E' di questi giorni l'ufficialità della nuova reunion dei Blur. Reunion completata dall'esibizione ai Brit Awards 2012, con un Damon Albarn a dire il vero non in massima forma, e dall'annuncio della presenza della storica band britpop, in qualità di headliner, al concerto per la cerimonia di chiusura dei giochi olimpici di Londra 2012 che si terrà il 12 agosto nella capitale britannica, ad Hyde Park. Non esiste dunque un momento più propizio, in questo nuovo decennio, per recensire il disco più rappresentativo e senza tempo della band: "Parklife", opera terza della band.

Uscito nel 1994 esso è uno dei 4/5 dischi fondamentali del britpop, probabilmente quello che più di ogni altro ne sintetizza l'essenza e ne ha contribuito la diffusione di massa anche fuori dall'Inghilterra. E' un disco compatto e allo stesso tempo molto vario, in cui gli influssi madchester dei due album precedenti, "Leisure" soprattutto, sono mischiati a tipiche influenze mod, orchestrazioni di alto livello e un songwriting pop tipicamente kinksiano, beatlesiano e soprattutto albarniano. L'album si apre con "Girls & Boys", il cui celeberrimo giro di basso e ritornello trascinante ne hanno fatto un singolo scalaclassifiche prima e una pietra preziosa incastonata nella corona reale della musica britannica poi. La seconda traccia è "Tracy Jacks", solido pezzo pop rock con riff coinvolgente e ritornello che ti si appiccica immediatamente in testa, rafforzato da una patina madchester che non guasta e rifinito da dei gradevolissimi archi di accompagnamento. Segue la gradevole ballata, con forti venature britpop, "End Of The Century": uno dei pezzi più amati dai fan del quartetto dell'Essex. La quarta traccia è la title track, ed è quanto di più mod si possa trovare nell'album: a partire dal riff di scuola The Who, magistralmente pensato e interpretato da Graham Coxon, sino alla recitazione delle strofe affidate all'icona mod Phil Daniels, attore nel leggendario film "Quadrophenia". Ma a piacere soprattutto è lo storico ritornello, che è invece rigorosamente cantato da Albarn: un vero e proprio inno liberatorio alla vita all'aria aperta, libera e senza pensieri, propria degli immensi parchi inglesi. Si passa poi allo scatenamento di transizione di "Bank Holiday" per approdare a un triplo passaggio tipicamente sixties, in particolare chiedere di "Sgt. Pepper Lonely Hearts Club Band" dei Beatles o di "The Village Green Preservation Society" dei Kinks: la ballata "Badhead" e le orientaleggianti e psichedeliche "The Debt Collector" e "Far Out". Segue questo gradevole momento, tipico da concept album epoca '67, la bellissima "To The End": classico coro orchestrale bluriano, cui un celeberrimo esempio è dato dalla splendida "The Universal" dell'album successivo, impreziosito dalla soave voce francese di Lætitia Sadier degli Stereolab.

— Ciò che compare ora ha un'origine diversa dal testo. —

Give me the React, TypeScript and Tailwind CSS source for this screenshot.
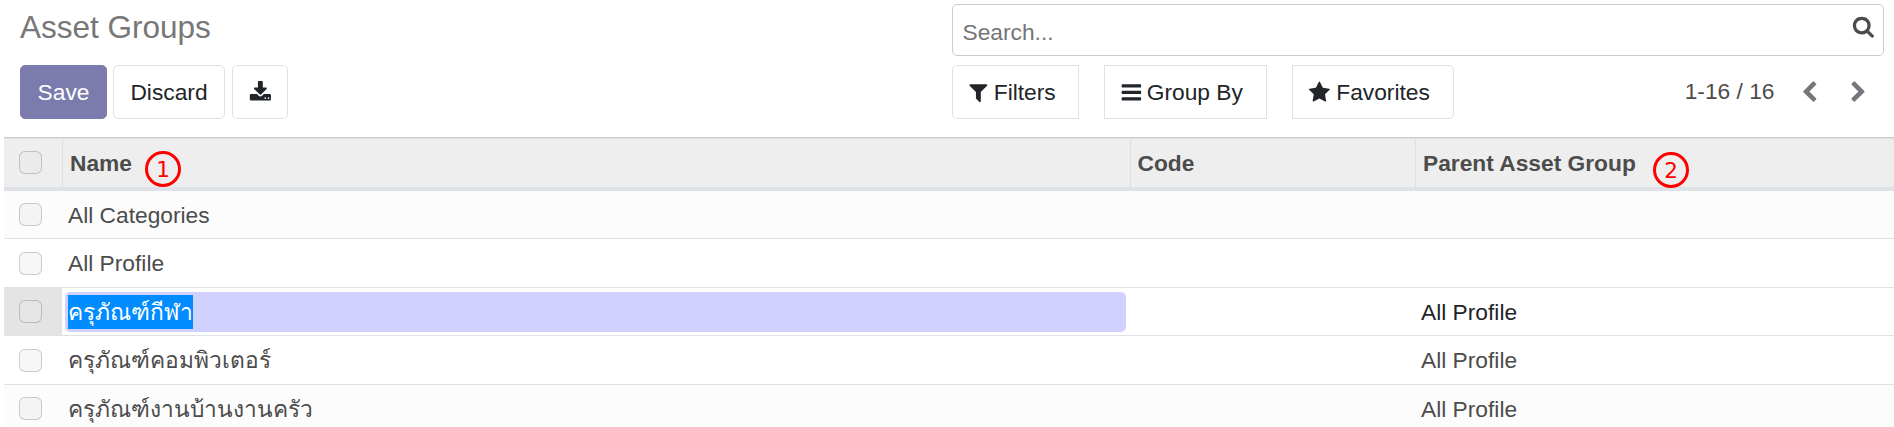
import type { ReactNode } from "react";

const paths = {
  star: "M1728 647q0 22-26 48l-363 354 86 500q1 7 1 20 0 21-10.5 35.5t-30.5 14.5q-19 0-40-12l-449-236-449 236q-22 12-40 12-21 0-31.5-14.5t-10.5-35.5q0-6 2-20l86-500-364-354q-25-27-25-48 0-37 56-46l502-73 225-455q19-41 49-41t49 41l225 455 502 73q56 9 56 46z",
  filter:
    "M1595 295q17 41-14 70l-493 493v742q0 42-39 59-13 5-25 5-27 0-45-19l-256-256q-19-19-19-45v-486l-493-493q-31-29-14-70 17-39 59-39h1280q42 0 59 39z",
  bars: "M1664 1344v128q0 26-19 45t-45 19h-1408q-26 0-45-19t-19-45v-128q0-26 19-45t45-19h1408q26 0 45 19t19 45zm0-512v128q0 26-19 45t-45 19h-1408q-26 0-45-19t-19-45v-128q0-26 19-45t45-19h1408q26 0 45 19t19 45zm0-512v128q0 26-19 45t-45 19h-1408q-26 0-45-19t-19-45v-128q0-26 19-45t45-19h1408q26 0 45 19t19 45z",
  download:
    "M1344 1344q0-26-19-45t-45-19-45 19-19 45 19 45 45 19 45-19 19-45zm256 0q0-26-19-45t-45-19-45 19-19 45 19 45 45 19 45-19 19-45zm128-224v320q0 40-28 68t-68 28h-1472q-40 0-68-28t-28-68v-320q0-40 28-68t68-28h465l135 136q58 56 136 56t136-56l136-136h464q40 0 68 28t28 68zm-325-569q17 41-14 70l-448 448q-18 19-45 19t-45-19l-448-448q-31-29-14-70 17-39 59-39h256v-448q0-26 19-45t45-19h256q26 0 45 19t19 45v448h256q42 0 59 39z",
  search:
    "M1216 832q0-185-131.5-316.5t-316.5-131.5-316.5 131.5-131.5 316.5 131.5 316.5 316.5 131.5 316.5-131.5 131.5-316.5zm512 832q0 52-38 90t-90 38q-54 0-90-38l-343-342q-179 124-399 124-143 0-273.5-55.5t-225-150-150-225-55.5-273.5 55.5-273.5 150-225 225-150 273.5-55.5 273.5 55.5 225 150 150 225 55.5 273.5q0 220-124 399l343 343q37 37 37 90z",
  left: "M1427 301l-531 531 531 531q19 19 19 45t-19 45l-166 166q-19 19-45 19t-45-19l-742-742q-19-19-19-45t19-45l742-742q19-19 45-19t45 19l166 166q19 19 19 45t-19 45z",
  right:
    "M1363 877l-742 742q-19 19-45 19t-45-19l-166-166q-19-19-19-45t19-45l531-531-531-531q-19-19-19-45t19-45l166-166q19-19 45-19t45 19l742 742q19 19 19 45t-19 45z",
};

function Icon({ name, className = "" }: { name: keyof typeof paths; className?: string }) {
  return (
    <svg viewBox="0 0 1792 1792" className={`h-[22.75px] w-[22.75px] shrink-0 fill-current ${className}`}>
      <path d={paths[name]} />
    </svg>
  );
}

function Check({ className = "bg-black/[0.03]" }: { className?: string }) {
  return (
    <span
      role="checkbox"
      aria-checked="false"
      className={`ml-[15px] block h-[23px] w-[23px] rounded-[6px] border border-black/[0.18] ${className}`}
    />
  );
}

function Marker({ n, className }: { n: number; className: string }) {
  return (
    <span
      className={`absolute flex h-9 w-9 items-center justify-center rounded-full border-[#ff0000] border-3 pt-px font-['DejaVu_Sans'] text-[21.5px] font-normal leading-none text-[#ff0000] ${className}`}
    >
      {n}
    </span>
  );
}

const cols = "grid grid-cols-[58px_1068px_285px_1fr]";

function Row({
  name,
  parent,
  className,
  checkClass = "pt-3",
}: {
  name: string;
  parent?: string;
  className: string;
  checkClass?: string;
}) {
  return (
    <div className={`${cols} border-b border-[#dee2e6] ${className}`}>
      <div className={checkClass}>
        <Check />
      </div>
      <div className="pl-[6px] pt-[11px]">{name}</div>
      <div />
      <div className="pl-[6px] pt-[11px]">{parent}</div>
    </div>
  );
}

function Button({ className, children }: { className: string; children: ReactNode }) {
  return <button className={`flex h-[54px] items-center border ${className}`}>{children}</button>;
}

export default function App() {
  return (
    <div className="h-[427px] w-[1894px] overflow-hidden bg-white font-['Liberation_Sans',sans-serif] text-[22.75px] leading-[26px] text-[#4c4c4c]">
      <header className="flex h-[137px]">
        <div className="w-[952px] pl-5 pt-[9px]">
          <h1 className="h-14 text-[31.5px] leading-9 text-[#777777]">Asset Groups</h1>
          <div className="flex text-[#212529]">
            <Button className="w-[87px] justify-center rounded-[5px] border-[#7c7bad] bg-[#7c7bad] text-white">
              Save
            </Button>
            <Button className="ml-[6px] w-[112px] justify-center rounded-[5px] border-[#dee2e6]">Discard</Button>
            <Button className="ml-[7px] w-14 justify-center rounded-[5px] border-[#dee2e6]">
              <Icon name="download" />
            </Button>
          </div>
        </div>
        <div className="w-[932px] pt-1">
          <div className="flex h-[52px] justify-between rounded-[5px] border border-[#cccccc] pl-[9.5px] pr-[8.5px] pt-[14px]">
            <span className="text-[#757575]">Search...</span>
            <Icon name="search" className="-mt-[4px]" />
          </div>
          <div className="mt-[9px] flex">
            <div className="flex gap-[25px] text-[#212529]">
              <Button className="w-[127px] rounded-l-[5px] border-[#dee2e6] pl-[14px]">
                <Icon name="filter" />
                <span className="ml-1">Filters</span>
              </Button>
              <Button className="w-[163px] border-[#dee2e6] pl-[14.7px]">
                <Icon name="bars" />
                <span className="ml-[4.3px]">Group By</span>
              </Button>
              <Button className="w-[162px] rounded-r-[5px] border-[#dee2e6] pl-[15px]">
                <Icon name="star" />
                <span className="ml-[5.5px]">Favorites</span>
              </Button>
            </div>
            <div className="ml-auto flex items-center pr-[14px]">
              <span className="-mt-[2px]">1-16 / 16</span>
              <Icon name="left" className="ml-[23px] text-[#75757c]" />
              <Icon name="right" className="ml-[27px] text-[#75757c]" />
            </div>
          </div>
        </div>
      </header>

      <main className="ml-1">
        <div className="relative h-[54px] border-b-4 border-t border-b-[#dee2e6] border-t-[#c8c9cb] bg-[#eeeeee] font-bold">
          <div className={`${cols} h-[49px] border-t border-[#dee2e6]`}>
            <div className="pt-3">
              <Check className="bg-black/[0.01]" />
            </div>
            <div className="border-l border-[#dcdfe2] pl-[7px] pt-[11px]">Name</div>
            <div className="border-l border-[#dcdfe2] pl-[6.5px] pt-[11px]">Code</div>
            <div className="border-l border-[#dcdfe2] pl-[7px] pt-[11px]">Parent Asset Group</div>
          </div>
          <Marker n={1} className="left-[141px] top-[13.3px]" />
          <Marker n={2} className="left-[1649px] top-[14px]" />
        </div>
        <Row name="All Categories" className="h-12 bg-[#fcfcfc]" />
        <Row name="All Profile" className="h-[49px]" checkClass="pt-[13px]" />
        <div className={`${cols} h-12 border-b border-[#dee2e6] text-[#212529]`}>
          <div className="bg-[#e4e4e4] pt-3">
            <Check className="bg-white/[0.05]" />
          </div>
          <div className="pl-[3px] pr-1 pt-1">
            <div className="flex h-10 rounded-[5px] bg-[#d1d1ff] pl-[3px] pt-[3px]">
              <span className="h-[34px] bg-[#008cff] pt-1 text-white">ครุภัณฑ์กีฬา</span>
            </div>
          </div>
          <div />
          <div className="pl-[6px] pt-[11px]">All Profile</div>
        </div>
        <Row name="ครุภัณฑ์คอมพิวเตอร์" parent="All Profile" className="h-[49px]" checkClass="pt-[13px]" />
        <Row name="ครุภัณฑ์งานบ้านงานครัว" parent="All Profile" className="h-[49px] bg-[#fcfcfc]" />
      </main>
    </div>
  );
}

Il disco conosce poi un'accelerazione con la funkeggiante "London Loves", in cui Alex James ci da un'ulteriore dimostrazione delle sue splendide doti di bassista, già per altro messe in evidenza alla stragrande con "Girls & Boys". Da qui in avanti il disco scorre piacevolmente sulla falsariga di ciò che è già stato detto in precedenza: "Trouble In The Message Centre", "Clover Over Dover" e "Magic America" sono tre prototici standard della tipica canzone britpop anni '90 di stampo bluriano, mentre "Jubilee" è un classico e ben riuscito pezzo alla "Modern Life Is Rubbish". Penultima traccia è la splendida, e strapremiata dalla critica, "This Is A Low", canzone se vogliamo gemella di "To The End", in cui il coro è più trascinante che mai e porta l'ascoltatore ad una chiusura serena, liberatoria e senza pensieri affidata alla breve ma molto intrigante "Lot 105", una sorta di bonus track non bonus track, che mette una dolcissima e graditissima ciliegina su una torta di fattura già regale.

Che dire: disco fantastico e band leggendaria. Sarà un privilegio incredibile essere ad Hyde Park il 12 agosto ed assistere in presa diretta a uno degli eventi più importanti della musica britannica di questo nuovo e difficile decennio.